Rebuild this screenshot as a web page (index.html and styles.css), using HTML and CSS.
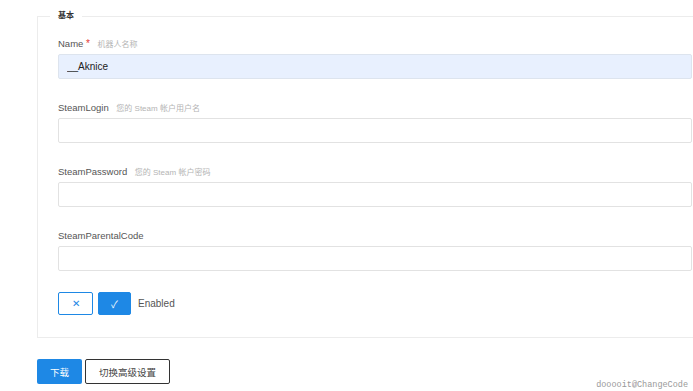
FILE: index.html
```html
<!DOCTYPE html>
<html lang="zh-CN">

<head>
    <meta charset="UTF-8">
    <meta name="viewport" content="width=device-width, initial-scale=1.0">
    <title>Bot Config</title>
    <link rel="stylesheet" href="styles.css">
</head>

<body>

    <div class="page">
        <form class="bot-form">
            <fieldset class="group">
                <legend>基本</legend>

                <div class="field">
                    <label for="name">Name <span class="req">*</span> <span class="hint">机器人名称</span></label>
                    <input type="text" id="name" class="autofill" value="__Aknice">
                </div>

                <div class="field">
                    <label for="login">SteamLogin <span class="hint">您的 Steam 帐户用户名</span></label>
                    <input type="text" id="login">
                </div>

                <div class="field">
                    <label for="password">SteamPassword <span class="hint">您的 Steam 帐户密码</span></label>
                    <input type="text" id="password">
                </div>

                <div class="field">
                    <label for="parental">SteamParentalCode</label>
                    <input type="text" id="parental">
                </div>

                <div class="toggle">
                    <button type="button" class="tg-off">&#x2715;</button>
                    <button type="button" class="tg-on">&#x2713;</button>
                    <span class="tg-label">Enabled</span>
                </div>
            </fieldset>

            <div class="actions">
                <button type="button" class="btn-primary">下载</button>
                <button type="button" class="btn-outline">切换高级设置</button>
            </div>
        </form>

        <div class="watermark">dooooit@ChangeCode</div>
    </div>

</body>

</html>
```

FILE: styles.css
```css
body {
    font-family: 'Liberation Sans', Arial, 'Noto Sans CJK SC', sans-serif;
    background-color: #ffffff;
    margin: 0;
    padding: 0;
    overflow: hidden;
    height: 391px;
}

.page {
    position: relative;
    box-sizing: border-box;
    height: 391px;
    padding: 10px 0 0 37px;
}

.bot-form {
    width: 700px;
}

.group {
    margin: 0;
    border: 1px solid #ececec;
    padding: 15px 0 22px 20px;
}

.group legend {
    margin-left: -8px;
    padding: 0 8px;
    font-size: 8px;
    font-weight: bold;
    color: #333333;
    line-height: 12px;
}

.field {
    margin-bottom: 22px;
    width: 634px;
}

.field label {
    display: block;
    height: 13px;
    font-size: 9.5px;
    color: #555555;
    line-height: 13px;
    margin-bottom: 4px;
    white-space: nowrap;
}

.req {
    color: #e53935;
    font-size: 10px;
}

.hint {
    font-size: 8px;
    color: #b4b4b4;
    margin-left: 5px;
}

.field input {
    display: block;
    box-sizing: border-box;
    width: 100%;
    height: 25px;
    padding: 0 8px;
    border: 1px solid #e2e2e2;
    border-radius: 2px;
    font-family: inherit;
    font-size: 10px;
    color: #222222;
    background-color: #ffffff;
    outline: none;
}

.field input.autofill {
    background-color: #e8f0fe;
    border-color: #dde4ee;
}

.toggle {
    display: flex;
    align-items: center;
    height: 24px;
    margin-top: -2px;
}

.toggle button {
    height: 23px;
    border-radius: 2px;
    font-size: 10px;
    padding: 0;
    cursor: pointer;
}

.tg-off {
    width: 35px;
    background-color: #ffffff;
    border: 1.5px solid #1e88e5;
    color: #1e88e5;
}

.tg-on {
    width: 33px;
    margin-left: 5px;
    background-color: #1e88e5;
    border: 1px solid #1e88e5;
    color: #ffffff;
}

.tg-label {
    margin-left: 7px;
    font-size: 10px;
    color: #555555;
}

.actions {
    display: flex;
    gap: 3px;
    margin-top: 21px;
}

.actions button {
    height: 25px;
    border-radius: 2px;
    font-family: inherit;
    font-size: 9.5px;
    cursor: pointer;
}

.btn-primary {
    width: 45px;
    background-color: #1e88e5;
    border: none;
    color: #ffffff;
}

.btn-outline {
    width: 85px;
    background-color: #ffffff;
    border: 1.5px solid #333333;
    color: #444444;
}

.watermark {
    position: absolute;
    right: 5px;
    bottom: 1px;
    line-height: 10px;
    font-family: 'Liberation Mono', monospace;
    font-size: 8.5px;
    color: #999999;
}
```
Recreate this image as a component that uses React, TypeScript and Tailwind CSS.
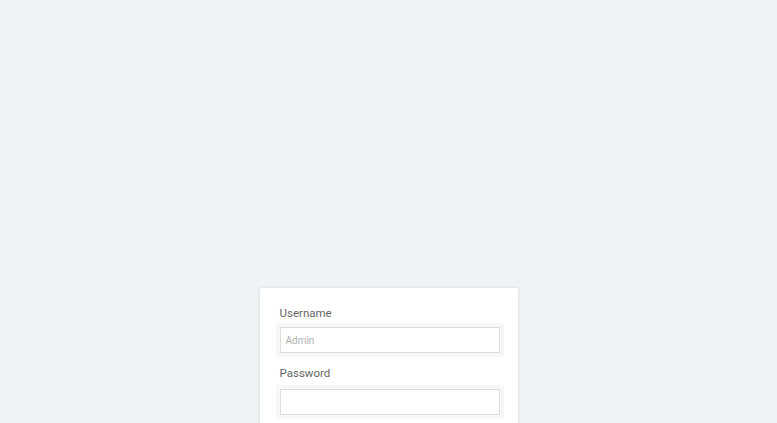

TASK BRIEF: All of the records need repeating exactly, except for the pictures.

FINAL ANSWER:
Rebuild this screenshot as a web page (index.html and styles.css), using HTML and CSS.
FILE: index.html
```html
<!DOCTYPE html>
<html lang="zh-CN">

<head>
    <meta charset="UTF-8">
    <meta name="viewport" content="width=device-width, initial-scale=1.0">
    <title>Bot Config</title>
    <link rel="stylesheet" href="styles.css">
</head>

<body>

    <div class="page">
        <form class="bot-form">
            <fieldset class="group">
                <legend>基本</legend>

                <div class="field">
                    <label for="name">Name <span class="req">*</span> <span class="hint">机器人名称</span></label>
                    <input type="text" id="name" class="autofill" value="__Aknice">
                </div>

                <div class="field">
                    <label for="login">SteamLogin <span class="hint">您的 Steam 帐户用户名</span></label>
                    <input type="text" id="login">
                </div>

                <div class="field">
                    <label for="password">SteamPassword <span class="hint">您的 Steam 帐户密码</span></label>
                    <input type="text" id="password">
                </div>

                <div class="field">
                    <label for="parental">SteamParentalCode</label>
                    <input type="text" id="parental">
                </div>

                <div class="toggle">
                    <button type="button" class="tg-off">&#x2715;</button>
                    <button type="button" class="tg-on">&#x2713;</button>
                    <span class="tg-label">Enabled</span>
                </div>
            </fieldset>

            <div class="actions">
                <button type="button" class="btn-primary">下载</button>
                <button type="button" class="btn-outline">切换高级设置</button>
            </div>
        </form>

        <div class="watermark">dooooit@ChangeCode</div>
    </div>

</body>

</html>
```

FILE: styles.css
```css
body {
    font-family: 'Liberation Sans', Arial, 'Noto Sans CJK SC', sans-serif;
    background-color: #ffffff;
    margin: 0;
    padding: 0;
    overflow: hidden;
    height: 391px;
}

.page {
    position: relative;
    box-sizing: border-box;
    height: 391px;
    padding: 10px 0 0 37px;
}

.bot-form {
    width: 700px;
}

.group {
    margin: 0;
    border: 1px solid #ececec;
    padding: 15px 0 22px 20px;
}

.group legend {
    margin-left: -8px;
    padding: 0 8px;
    font-size: 8px;
    font-weight: bold;
    color: #333333;
    line-height: 12px;
}

.field {
    margin-bottom: 22px;
    width: 634px;
}

.field label {
    display: block;
    height: 13px;
    font-size: 9.5px;
    color: #555555;
    line-height: 13px;
    margin-bottom: 4px;
    white-space: nowrap;
}

.req {
    color: #e53935;
    font-size: 10px;
}

.hint {
    font-size: 8px;
    color: #b4b4b4;
    margin-left: 5px;
}

.field input {
    display: block;
    box-sizing: border-box;
    width: 100%;
    height: 25px;
    padding: 0 8px;
    border: 1px solid #e2e2e2;
    border-radius: 2px;
    font-family: inherit;
    font-size: 10px;
    color: #222222;
    background-color: #ffffff;
    outline: none;
}

.field input.autofill {
    background-color: #e8f0fe;
    border-color: #dde4ee;
}

.toggle {
    display: flex;
    align-items: center;
    height: 24px;
    margin-top: -2px;
}

.toggle button {
    height: 23px;
    border-radius: 2px;
    font-size: 10px;
    padding: 0;
    cursor: pointer;
}

.tg-off {
    width: 35px;
    background-color: #ffffff;
    border: 1.5px solid #1e88e5;
    color: #1e88e5;
}

.tg-on {
    width: 33px;
    margin-left: 5px;
    background-color: #1e88e5;
    border: 1px solid #1e88e5;
    color: #ffffff;
}

.tg-label {
    margin-left: 7px;
    font-size: 10px;
    color: #555555;
}

.actions {
    display: flex;
    gap: 3px;
    margin-top: 21px;
}

.actions button {
    height: 25px;
    border-radius: 2px;
    font-family: inherit;
    font-size: 9.5px;
    cursor: pointer;
}

.btn-primary {
    width: 45px;
    background-color: #1e88e5;
    border: none;
    color: #ffffff;
}

.btn-outline {
    width: 85px;
    background-color: #ffffff;
    border: 1.5px solid #333333;
    color: #444444;
}

.watermark {
    position: absolute;
    right: 5px;
    bottom: 1px;
    line-height: 10px;
    font-family: 'Liberation Mono', monospace;
    font-size: 8.5px;
    color: #999999;
}
```
Recreate this image as a component that uses React, TypeScript and Tailwind CSS.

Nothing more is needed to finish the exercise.